Sachita Ganesa knew she wanted to study science since she was a little girl, so it wasn’t a stretch for her to email a professor in the Biochemistry and Molecular Biology department before she’d even started at UMass Amherst to ask if she could work in his lab. “I did some research online about the different labs on campus, because I knew I wanted to do research,” she says. “Scott Garman’s seemed the most interesting. He emailed me back very promptly and said, 'When you're on campus, I’d love to meet with you.'” She found him at the annual CNS College Day cookout in September, and he asked her in to come in for an interview.
“He appreciates persistence,” says Sachita, who is double-majoring in Biochemistry and Molecular Biology and French Studies. “I had no experience, but I was just so eager to be in the lab. I said, 'I will clean dishes. I just want to be in the lab.' And yes, I cleaned dishes in the beginning. He asked me to do some organizing around the lab to get familiar with it.”
As a sophomore, Sachita was given an independent project that she worked on for academic credit for ten to fifteen hours a week. “I'm crystallizing an enzyme,” she says. “I love being in the lab. Going in and doing experiments is very exciting. Giving presentations within the group is fun. I love speaking—it’s not scary. The first time I was scared and nervous, but Dr. Garman gave me a lot of confidence. It's so exciting to present your research to other people. A lot of the grad students seem interested in helping me, too, and I get input from them even though they're not working on my project. They are lovely people to work with.”
Sachita had an internship in the Research and Development department at Genzyme, working on chromatography, the summer before her sophomore year, and that’s changed her thinking about the future, she says. “I’ve been thinking about medicine, but with research it's really cool to know that something you're working on can impact so many people worldwide. In medicine you have a specific patient and, it’s really wonderful to work one-on-one and have that personal relationship. But I am developing small molecules that could be used for treatment around the world.”
Outside of classes, Sachita serves a tour guide for prospective students and parents. “I love to talk to people, and I love UMass,” she says. “I also give lab tours. I'll often show high school students around my lab and explain my research.” She’s also a peer mentor in a freshman dorm, sits on the CNS Student Leadership Committee, and is in an all-women a capella singing group called Sharp Attitude. During the fall semester of her junior year, she studied in Paris.
“I had no idea I'd be doing so much here at the university,” Sachita says. “I had no idea I'd love my major as much as I do. I came in thinking I'd definitely go to medical school, but after doing all this research, well, I'm still thinking through if biochemistry is the only option for me. I thought that biochem was a way into med school, that it led to only one career—but there is so much more, and it's just so interesting. I am so passionate about science.”

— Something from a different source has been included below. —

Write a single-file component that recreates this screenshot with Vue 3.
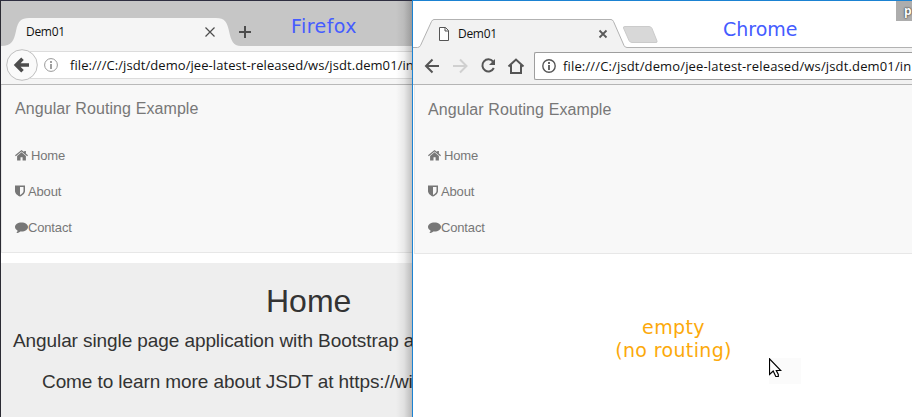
<script setup>
const url = 'file:///C:/jsdt/demo/jee-latest-released/ws/jsdt.dem01/in'
const links = [
  { icon: 'home', label: 'Home' },
  { icon: 'shield', label: 'About' },
  { icon: 'comment', label: 'Contact' },
]
const paths = {
  home: 'M6.500 3.300 10.900 6.900V11.500H7.600V8.300H5.500V11.500H2.100V6.900ZM6.500 .9 9.200 3.100V1.900H10.900V4.500L13 6.200 12.200 7.200 6.500 2.600 .8 7.200 0 6.200Z',
  shield: 'M0 .5H10V6C10 8.6 7.2 10.7 5 11.6 2.8 10.7 0 8.6 0 6ZM5 2V9.9C6.7 9 8.5 7.600 8.500 6V2Z',
  comment: 'M6.500 1.500C10.200 1.500 13 3.500 13 6S10.200 10.500 6.500 10.500L5.300 10.400C4 11.600 2.600 12 1.300 12.100 2 11.400 2.500 10.600 2.500 9.500 1 8.700 0 7.500 0 6 0 3.500 2.800 1.500 6.500 1.500Z',
}
</script>

<template>
  <main class="desktop">
    <section class="firefox">
      <header class="ff-tabs">
        <svg class="strip" width="411" height="45" viewBox="1 1 411 45">
          <path d="M1 46C12 46 14 40 16 31C18 21 21 18 29 18H216C225 18 227 22 229 31C231 40 233 46 241 46Z" fill="#f5f5f5" />
          <path d="M205.500 27.500 214.500 36.500M214.500 27.500 205.500 36.500" stroke="#4d4d4d" stroke-width="1.200" />
          <path d="M239 32H251M245 26V38" stroke="#4d4d4d" stroke-width="2" />
        </svg>
        <span class="ff-title">Dem01</span>
        <span class="note ff-note">Firefox</span>
      </header>
      <div class="ff-bar">
        <svg class="ff-back" width="32" height="32" viewBox="0 0 32 32">
          <circle cx="16" cy="16" r="15.300" fill="#fafafa" stroke="#bebebe" />
          <path d="M23 16H11M16.500 9.800 10.300 16 16.500 22.200" fill="none" stroke="#4d4d4d" stroke-width="3.600" />
        </svg>
        <div class="ff-field">
          <svg width="14" height="14" viewBox="0 0 14 14">
            <circle cx="7" cy="7" r="6.400" fill="none" stroke="#999" />
            <path d="M7 3V5M7 6V11" stroke="#888" stroke-width="1.600" />
          </svg>
          <i class="divider"></i>
          <span class="url">{{ url }}</span>
        </div>
      </div>
      <nav class="nav">
        <div class="brand">Angular Routing Example</div>
        <a v-for="l in links" :key="l.label" class="link" :class="l.icon">
          <svg width="13" height="13" viewBox="0 0 13 13"><path :d="paths[l.icon]" fill="#777" fill-rule="evenodd" /></svg>
          <span>{{ l.label }}</span>
        </a>
      </nav>
      <div class="jumbo">
        <h1>Home</h1>
        <p class="lead">Angular single page application with Bootstrap a</p>
        <p class="learn">Come to learn more about JSDT at https://wi</p>
      </div>
      <div class="shade"></div>
    </section>

    <section class="chrome">
      <header class="ch-tabs">
        <svg class="strip" width="499" height="47" viewBox="413 1 499 47">
          <path d="M413 48V47.500H417.500Q419.500 47.500 420.500 45.500L431.500 21.500Q432.500 19.500 434 19.500H611Q612.500 19.500 613.500 21.500L624 45.500Q625 47.500 627 47.500H913V49H412Z" fill="#f2f2f2" stroke="#b2b2b2" />
          <path d="M625 26.500H649Q651 26.500 652 28.500L657 41Q657.500 42.500 656 42.500H632Q630 42.500 629 40.500L623.500 28Q623 26.500 625 26.500Z" fill="#d8d8d8" stroke="#cbcbcb" />
          <path d="M439.500 27.500H445.500L448.500 30.500V40.500H439.500ZM445 27.500V31H448.500" fill="#fff" stroke="#555" />
          <path d="M599.500 30.500 606.500 37.500M606.500 30.500 599.500 37.500" stroke="#5a5a5a" stroke-width="1.800" />
        </svg>
        <span class="ch-title">Dem01</span>
        <span class="note ch-note">Chrome</span>
        <span class="corner">p</span>
      </header>
      <div class="ch-bar">
        <svg class="ch-icons" width="121" height="36" viewBox="413 48 121 36" fill="none" stroke="#555" stroke-width="2">
          <path d="M439 66H427M432.500 59.500 426 66 432.500 72.500" />
          <path d="M453 66H465M460 59.500 466.500 66 460 72.500" stroke="#d0d0d0" />
          <path d="M493 61.500A6 6 0 1 0 493.800 68" />
          <path d="M495 59V65H489Z" fill="#555" stroke="none" />
          <path d="M508.500 66.500 516 59.500 523.500 66.500M511 65V73H521V65" />
        </svg>
        <div class="omnibox">
          <svg width="14" height="14" viewBox="0 0 14 14">
            <circle cx="7" cy="7" r="6.200" fill="none" stroke="#555" stroke-width="1.400" />
            <path d="M7 3V5M7 6V11" stroke="#555" stroke-width="1.800" />
          </svg>
          <span class="url">{{ url }}</span>
        </div>
      </div>
      <nav class="nav">
        <div class="brand">Angular Routing Example</div>
        <a v-for="l in links" :key="l.label" class="link" :class="l.icon">
          <svg width="13" height="13" viewBox="0 0 13 13"><path :d="paths[l.icon]" fill="#777" fill-rule="evenodd" /></svg>
          <span>{{ l.label }}</span>
        </a>
      </nav>
      <div class="empty"><span>empty</span><span>(no routing)</span></div>
      <div class="pointer">
        <svg width="13" height="20" viewBox="0 0 13 20">
          <path d="M.5 .8V16.500L4.200 13 6.800 18.500H9.300V16.500L7.300 12.500H11.800Z" fill="#fff" stroke="#000" stroke-width="1.200" />
        </svg>
      </div>
    </section>
  </main>
</template>

<style>
body { margin: 0; overflow: hidden; }
</style>

<style scoped>
* { box-sizing: border-box; }
.desktop { display: grid; grid-template-columns: 412px 500px; width: 912px; height: 417px; overflow: hidden; font-family: "Liberation Sans", Arial, sans-serif; background: #fff; }
.firefox { position: relative; display: flex; flex-direction: column; height: 417px; overflow: hidden; border-left: 1px solid #2b2b33; border-top: 1px solid #2e2e40; background: #fff; }
.chrome { position: relative; display: flex; flex-direction: column; height: 417px; overflow: hidden; border-left: 1px solid #1b82d2; border-top: 1px solid #1b82d2; background: #fff; }
svg { display: block; flex: none; }
.ff-tabs, .ch-tabs { position: relative; flex: none; display: flex; white-space: nowrap; }
.ff-tabs { height: 45px; background: #c6c6c6; }
.ch-tabs { height: 47px; }
.strip { position: absolute; left: 0; top: 0; }
.ff-title, .ch-title { position: relative; font: 12px/16px "Open Sans", sans-serif; color: #111; letter-spacing: -.3px; }
.ff-title { margin: 23px 0 0 25px; width: 265px; }
.ch-title { margin: 25px 0 0 45px; width: 265px; }
.note { position: relative; font: 19px/24px "DejaVu Sans", sans-serif; color: #455cff; }
.ff-note { margin-top: 13px; letter-spacing: .45px; }
.ch-note { margin-top: 16px; }
.corner { position: absolute; right: 0; top: 0; width: 16px; height: 20px; padding-left: 8px; background: #adadad; color: #fff; font: bold 12px/20px "Open Sans", sans-serif; text-shadow: 0 0 2px #333, 0 0 1px #333; overflow: hidden; }
.ff-bar { display: flex; align-items: center; flex: none; height: 39px; background: #f5f5f5; border-bottom: 1px solid #b9b9b9; padding-left: 5px; }
.ff-back { position: relative; z-index: 1; margin-right: -8px; }
.ff-field { flex: 1; display: flex; align-items: center; height: 28px; background: #fff; border: solid #dcdcdc; border-width: 1px 0; padding-left: 14px; overflow: hidden; }
.divider { width: 1px; height: 18px; margin: 0 6px 0 6px; background: #d5d5d5; }
.url { font: 13px/20px "Open Sans", sans-serif; letter-spacing: .07px; color: #111; white-space: nowrap; }
.omnibox .url { letter-spacing: .15px; }
.ch-bar { display: flex; align-items: center; flex: none; height: 37px; background: #f2f2f2; border-bottom: 1px solid #b5b5b5; }
.omnibox { flex: 1; display: flex; align-items: center; gap: 7px; height: 28px; margin-bottom: 1px; background: #fff; border: 1px solid #9e9e9e; border-right: 0; border-radius: 2px 0 0 2px; padding-left: 7px; overflow: hidden; }
.nav { flex: none; height: 168px; background: #f8f8f8; border: solid #e7e7e7; border-width: 0 0 1px 1px; padding: 14px 0 0 13px; color: #777; }
.chrome .nav { height: 169px; margin-left: 1px; }
.brand { font-size: 16px; line-height: 20px; margin-bottom: 18px; letter-spacing: .09px; white-space: nowrap; }
.chrome .brand { padding-top: 1px; margin-bottom: 17px; }
.link { display: flex; align-items: center; height: 36px; gap: 3px; font-size: 13px; letter-spacing: -.16px; }
.shield { gap: 0; }
.comment { gap: 0; }
.jumbo { flex: 1; margin-top: 10px; background: #eee; color: #333; white-space: nowrap; }
h1 { margin: 19px 0 0 265px; font-size: 32px; line-height: 38px; font-weight: 400; }
p { margin: 0; font-size: 19px; line-height: 24px; letter-spacing: -.09px; }
.lead { padding: 9px 0 0 12px; }
.learn { padding: 17px 0 0 41px; }
.shade { position: absolute; right: 0; top: 0; width: 16px; height: 100%; background: linear-gradient(90deg, transparent, rgba(0,0,0,.06) 50%, rgba(0,0,0,.22)); }
.empty { display: flex; flex-direction: column; align-items: center; width: 521px; margin-top: 62px; font: 19px/23px "DejaVu Sans", sans-serif; letter-spacing: .36px; color: #fca90a; }
.pointer { position: absolute; left: 356px; top: 357px; width: 32px; height: 26px; background: #fbfbfb; }
</style>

Passionate about UMass Amherst as well, Sachita says the three reasons she chose UMass Amherst were food, faculty, and friends. “It has the best food in the country and I love to eat,” she says. “But the big thing is, the faculty are really wonderful here—the best in the world. I really feel my professors care about what I'm doing. And regarding friends, fitting in—there are 22,000 undergraduates here. Everyone is so welcoming and so friendly. I knew I'd have a group of friends I could fit in with. I knew I would find a group of people I could hang out with who would share the same passions as me and who would support me. And I have.”